Thailand was hit by small, non-fatal bombings while hosting the ASEAN ministerial meetings in August in Bangkok. This week’s summits will be held in a riverside suburb of the capital under extra tight security.

In 2009 there was another serious breach of security, when supporters of former Prime Minister Thaksin Shinawatra, known as the Red Shirts, disrupted the ASEAN summit meeting in Pattaya and caused some national leaders to flee the venue by helicopter.

Deputy Prime Minister Prawit Wongsuwan watched this week’s security drills and said it is time “to show that Thailand is ready to provide security to leaders.”

The August attacks were blamed on separatists from the Muslim-majority Southern provinces.

A number of men from the region were arrested.

More than 7,000 people have died in violence there since a long-simmering ethnic and religious conflict reignited in 2004.

Srisompop Jitpiromsri, a long-time watcher of the Southern insurgency, said it’s unlikely the same group would disrupt this week’s summit.

The meetings culminate in the East Asia Summit, where world leaders join Southeast Asian counterparts to discuss key issues of mutual concern.

This year’s version will lack some star power, with neither Donald Trump nor Russian President Vladimir Putin attending.

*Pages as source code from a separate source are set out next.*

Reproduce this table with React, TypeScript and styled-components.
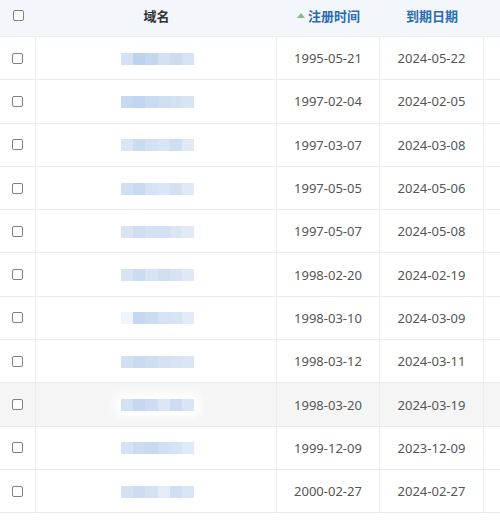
import React from "react";
import styled, { createGlobalStyle } from "styled-components";

const Global = createGlobalStyle`
  html, body { margin: 0; padding: 0; background: #fff; }
  body { font-family: "Noto Sans", "Noto Sans CJK SC", sans-serif; }
`;

const Table = styled.div`
  width: 500px;
  display: grid;
  grid-template-columns: 36px 241px 103px 104px 1fr;
`;

const HeadCell = styled.div<{ $active?: boolean }>`
  height: 37px;
  box-sizing: border-box;
  background: #f3f6fa;
  border-bottom: 1px solid #e9edf2;
  display: flex;
  align-items: center;
  justify-content: center;
  font-family: "Noto Sans CJK SC", sans-serif;
  font-size: 13px;
  font-weight: 700;
  color: ${(p) => (p.$active ? "#2a6cb3" : "#333")};
  padding-bottom: 6px;
`;

const Cell = styled.div<{ $hover?: boolean; $last?: boolean }>`
  height: 43.3px;
  box-sizing: border-box;
  background: ${(p) => (p.$hover ? "#f5f5f5" : "#fff")};
  border-bottom: 1px solid #ebebeb;
  border-right: ${(p) => (p.$last ? "none" : "1px solid #ededed")};
  display: flex;
  align-items: center;
  justify-content: center;
  font-size: 13px;
  color: #555;
`;

const Check = styled.span`
  width: 11px;
  height: 11px;
  box-sizing: border-box;
  border: 1px solid #808080;
  border-radius: 2px;
  background: #fff;
  display: inline-block;
`;

const Sort = styled.span`
  width: 0;
  height: 0;
  border-left: 4px solid transparent;
  border-right: 4px solid transparent;
  border-bottom: 5px solid #8fb38f;
  margin-right: 3px;
  margin-top: 1px;
`;

const Blur = styled.div`
  display: flex;
  height: 12px;
  width: 73px;
  margin-left: 3px;
  margin-top: 1px;
  box-shadow: 0 0 8px 6px rgba(255, 255, 255, 0.9);
`;

const Seg = styled.span`
  flex: 1;
  height: 100%;
`;

const patterns = [
  ["#d4e2f3", "#bcd2ef", "#c3d7f0", "#d3e1f3", "#cddcf2", "#d6e3f4"],
  ["#c6d9f0", "#c0d5ef", "#c9dbf1", "#cfdff2", "#d2e1f3", "#d7e4f4"],
  ["#dbe6f4", "#cadcf1", "#d3e1f3", "#d8e5f4", "#cfdff2", "#e0eaf6"],
  ["#d0dff2", "#c8daf1", "#d5e3f4", "#dae6f5", "#d3e1f3", "#e0eaf6"],
  ["#d9e5f5", "#cfdef2", "#d5e2f3", "#d2e1f3", "#dbe6f5", "#e1eaf6"],
  ["#d8e4f4", "#cbdcf1", "#d7e4f4", "#cfdff2", "#d6e3f4", "#dfe9f6"],
  ["#f0f5fb", "#c6d8f0", "#cbdcf1", "#d6e3f4", "#d7e4f4", "#e2ebf7"],
  ["#d2e0f3", "#c9daf1", "#cfdff2", "#d5e2f3", "#d8e4f4", "#dbe6f5"],
  ["#d4e1f3", "#c5d8f0", "#cddcf2", "#dce7f5", "#cbdcf1", "#d9e5f4"],
  ["#d5e2f3", "#cbdcf1", "#c8daf1", "#d0dff2", "#d6e3f4", "#e0e9f6"],
  ["#d3e1f3", "#cddcf2", "#d3e1f3", "#e3ecf7", "#d0dff2", "#dae6f5"],
];

const rows = [
  ["1995-05-21", "2024-05-22"],
  ["1997-02-04", "2024-02-05"],
  ["1997-03-07", "2024-03-08"],
  ["1997-05-05", "2024-05-06"],
  ["1997-05-07", "2024-05-08"],
  ["1998-02-20", "2024-02-19"],
  ["1998-03-10", "2024-03-09"],
  ["1998-03-12", "2024-03-11"],
  ["1998-03-20", "2024-03-19"],
  ["1999-12-09", "2023-12-09"],
  ["2000-02-27", "2024-02-27"],
];

export default function App() {
  return (
    <>
      <Global />
      <Table>
        <HeadCell>
          <Check />
        </HeadCell>
        <HeadCell>域名</HeadCell>
        <HeadCell $active>
          <Sort />
          注册时间
        </HeadCell>
        <HeadCell $active>到期日期</HeadCell>
        <HeadCell />
        {rows.map((r, i) => {
          const hover = i === 8;
          return (
            <React.Fragment key={i}>
              <Cell $hover={hover}>
                <Check />
              </Cell>
              <Cell $hover={hover}>
                <Blur>
                  {patterns[i].map((c, j) => (
                    <Seg key={j} style={{ background: c }} />
                  ))}
                </Blur>
              </Cell>
              <Cell $hover={hover}>{r[0]}</Cell>
              <Cell $hover={hover}>{r[1]}</Cell>
              <Cell $hover={hover} $last />
            </React.Fragment>
          );
        })}
      </Table>
    </>
  );
}
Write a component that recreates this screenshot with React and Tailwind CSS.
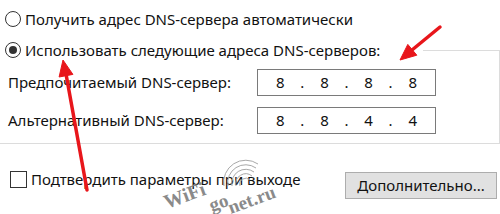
import React from 'react';

function Radio({ checked }) {
    return (
        <span className="flex h-[16px] w-[16px] shrink-0 items-center justify-center rounded-full border border-[#333333] bg-white">
            {checked && <span className="h-[8px] w-[8px] rounded-full bg-[#333333]" />}
        </span>
    );
}

function IpBox({ parts }) {
    return (
        <div className="flex h-[27px] w-[179px] items-center justify-between border border-[#7a7a7a] bg-white px-[18px] text-[15px]">
            {parts.map((p, i) => (
                <React.Fragment key={i}>
                    {i > 0 && <span>.</span>}
                    <span>{p}</span>
                </React.Fragment>
            ))}
        </div>
    );
}

function Arrows() {
    return (
        <svg className="pointer-events-none absolute inset-0" width="500" height="214" viewBox="0 0 500 214">
            <g fill="#e8161b" stroke="#e8161b">
                <line x1="87" y1="190" x2="66" y2="74" strokeWidth="3.5" strokeLinecap="round" />
                <polygon points="63,60 72.9,74.4 59.1,77" strokeWidth="1" />
                <line x1="440" y1="27" x2="412" y2="50" strokeWidth="3.5" strokeLinecap="round" />
                <polygon points="400,60 416.8,55.2 407.8,44.4" strokeWidth="1" />
            </g>
        </svg>
    );
}

function Watermark() {
    return (
        <div className="pointer-events-none absolute inset-0 font-['Liberation_Serif',serif] font-bold text-[#8a8a8a]">
            <svg className="absolute left-[218px] top-[156px]" width="44" height="34" viewBox="0 0 44 34">
                <g fill="none" stroke="#a8a8a8" strokeWidth="1">
                    <path d="M6 30 A22 22 0 0 1 40 8" />
                    <path d="M10 30 A18 18 0 0 1 38 12" />
                    <path d="M14 30 A14 14 0 0 1 36 16" />
                    <path d="M18 30 A10 10 0 0 1 34 20" />
                    <path d="M22 30 A6 6 0 0 1 32 24" />
                </g>
            </svg>
            <span className="absolute left-[163px] top-[185px] rotate-[-20deg] text-[20px] leading-none">WiFi</span>
            <span className="absolute left-[209px] top-[193px] rotate-[-20deg] text-[19px] leading-none">go</span>
            <span className="absolute left-[227px] top-[190px] rotate-[-20deg] text-[19px] leading-none">net.ru</span>
        </div>
    );
}

export default function App() {
    return (
        <div className="relative h-[214px] w-[500px] overflow-hidden bg-white font-['Noto_Sans',sans-serif] text-[15px] text-[#111111]">
            <div className="flex flex-col">
                <label className="mt-[9px] flex h-[20px] items-center gap-[4px] pl-[5px]">
                    <Radio />
                    <span>Получить адрес DNS-сервера автоматически</span>
                </label>
                <fieldset className="mt-[11px] border-t border-r border-b border-[#dcdcdc]">
                    <legend className="w-[423px] bg-white">
                        <span className="flex h-[20px] items-center gap-[4px] pl-[5px]">
                            <Radio checked />
                            <span>Использовать следующие адреса DNS-серверов:</span>
                        </span>
                    </legend>
                    <div className="grid grid-cols-[249px_179px] gap-y-[11px] pt-[9px] pb-[9px] pl-[8px]">
                        <div className="flex items-center">Предпочитаемый DNS-сервер:</div>
                        <IpBox parts={['8', '8', '8', '8']} />
                        <div className="flex items-center">Альтернативный DNS-сервер:</div>
                        <IpBox parts={['8', '8', '4', '4']} />
                    </div>
                </fieldset>
                <div className="flex items-start justify-between">
                    <label className="mt-[25px] flex h-[20px] items-center gap-[4px] pl-[10px]">
                        <span className="h-[17px] w-[17px] shrink-0 border border-[#333333] bg-white" />
                        <span>Подтвердить параметры при выходе</span>
                    </label>
                    <button className="mt-[28px] mr-[3px] flex h-[27px] w-[152px] items-center justify-center border border-[#adadad] bg-[#e1e1e1]">
                        Дополнительно...
                    </button>
                </div>
            </div>
            <Watermark />
            <Arrows />
        </div>
    );
}
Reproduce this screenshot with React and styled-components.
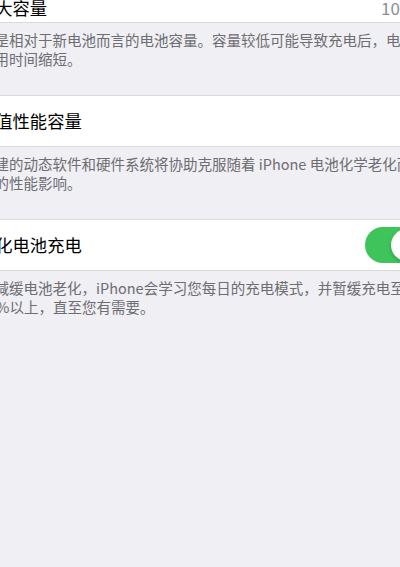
import React from "react";
import styled, { createGlobalStyle } from "styled-components";

const GlobalStyle = createGlobalStyle`
  html, body {
    margin: 0;
    padding: 0;
    background: #efeff4;
    overflow: hidden;
  }
  body {
    font-family: "Noto Sans CJK SC", "Noto Sans", sans-serif;
  }
`;

// the screenshot is a crop of a wider settings page, so the page is
// shifted left and runs past the right edge of the window
const Page = styled.div`
  width: 460px;
  margin-left: -22px;
  min-height: 567px;
  background: #efeff4;
`;

const Row = styled.div`
  box-sizing: border-box;
  display: flex;
  align-items: ${(p) => (p.$cut ? "flex-end" : "center")};
  justify-content: space-between;
  height: ${(p) => (p.$cut ? "23px" : "52px")};
  padding: ${(p) => (p.$cut ? "0 13px 4px 0" : "0 13px 0 0")};
  background: #fff;
  border-top: ${(p) => (p.$cut ? "none" : "1px solid #dadade")};
  border-bottom: 1px solid #dadade;
`;

const Title = styled.span`
  font-size: 17.3px;
  line-height: 20px;
  color: #000;
  white-space: nowrap;
`;

const Value = styled.span`
  font-size: 17px;
  line-height: 20px;
  color: #8e8e93;
  white-space: nowrap;
`;

const Footer = styled.div`
  box-sizing: border-box;
  height: 72px;
  padding: 8px 0 0 2px;
  font-size: 14.5px;
  line-height: 18.5px;
  color: #6d6d72;
`;

const Line = styled.div`
  white-space: nowrap;
`;

const Track = styled.div`
  position: relative;
  flex: none;
  width: 60px;
  height: 36px;
  border-radius: 18px;
  background: ${(p) => (p.$on ? "#3fc45c" : "#e5e5ea")};
`;

const Knob = styled.div`
  position: absolute;
  top: 2px;
  left: ${(p) => (p.$on ? "26px" : "2px")};
  width: 32px;
  height: 32px;
  border-radius: 50%;
  background: #fff;
  box-shadow: 0 2px 4px rgba(0, 0, 0, 0.18);
`;

const Toggle = ({ on }) => (
  <Track $on={on}>
    <Knob $on={on} />
  </Track>
);

const sections = [
  {
    title: "峰值性能容量",
    lines: [
      "内建的动态软件和硬件系统将协助克服随着 iPhone 电池化学老化而可能出",
      "现的性能影响。",
    ],
  },
  {
    title: "优化电池充电",
    toggle: true,
    lines: [
      "为减缓电池老化，iPhone会学习您每日的充电模式，并暂缓充电至",
      "80%以上，直至您有需要。",
    ],
  },
];

export default function App() {
  return (
    <>
      <GlobalStyle />
      <Page>
        <Row $cut>
          <Title>最大容量</Title>
          <Value>100%</Value>
        </Row>
        <Footer>
          <Line>这是相对于新电池而言的电池容量。容量较低可能导致充电后，电池</Line>
          <Line>使用时间缩短。</Line>
        </Footer>
        {sections.map((s) => (
          <React.Fragment key={s.title}>
            <Row>
              <Title>{s.title}</Title>
              {s.toggle && <Toggle on />}
            </Row>
            <Footer>
              {s.lines.map((l) => (
                <Line key={l}>{l}</Line>
              ))}
            </Footer>
          </React.Fragment>
        ))}
      </Page>
    </>
  );
}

According to Busadee Santipitaks, Thailand’s Foreign Affairs spokesperson, there will be a familiar litany of topics on the agenda, including the South China Sea, the Korean Peninsula, situation in Rakhine and counter-terrorism.

But the most keenly watched development may be whether the leaders of 16 countries can finally reach agreement on establishing the world’s largest free-trade accord, known as the Regional Comprehensive Economic Partnership.

RCEP involves the ten members of ASEAN, plus Japan, South Korea, India, China, Australia and New Zealand.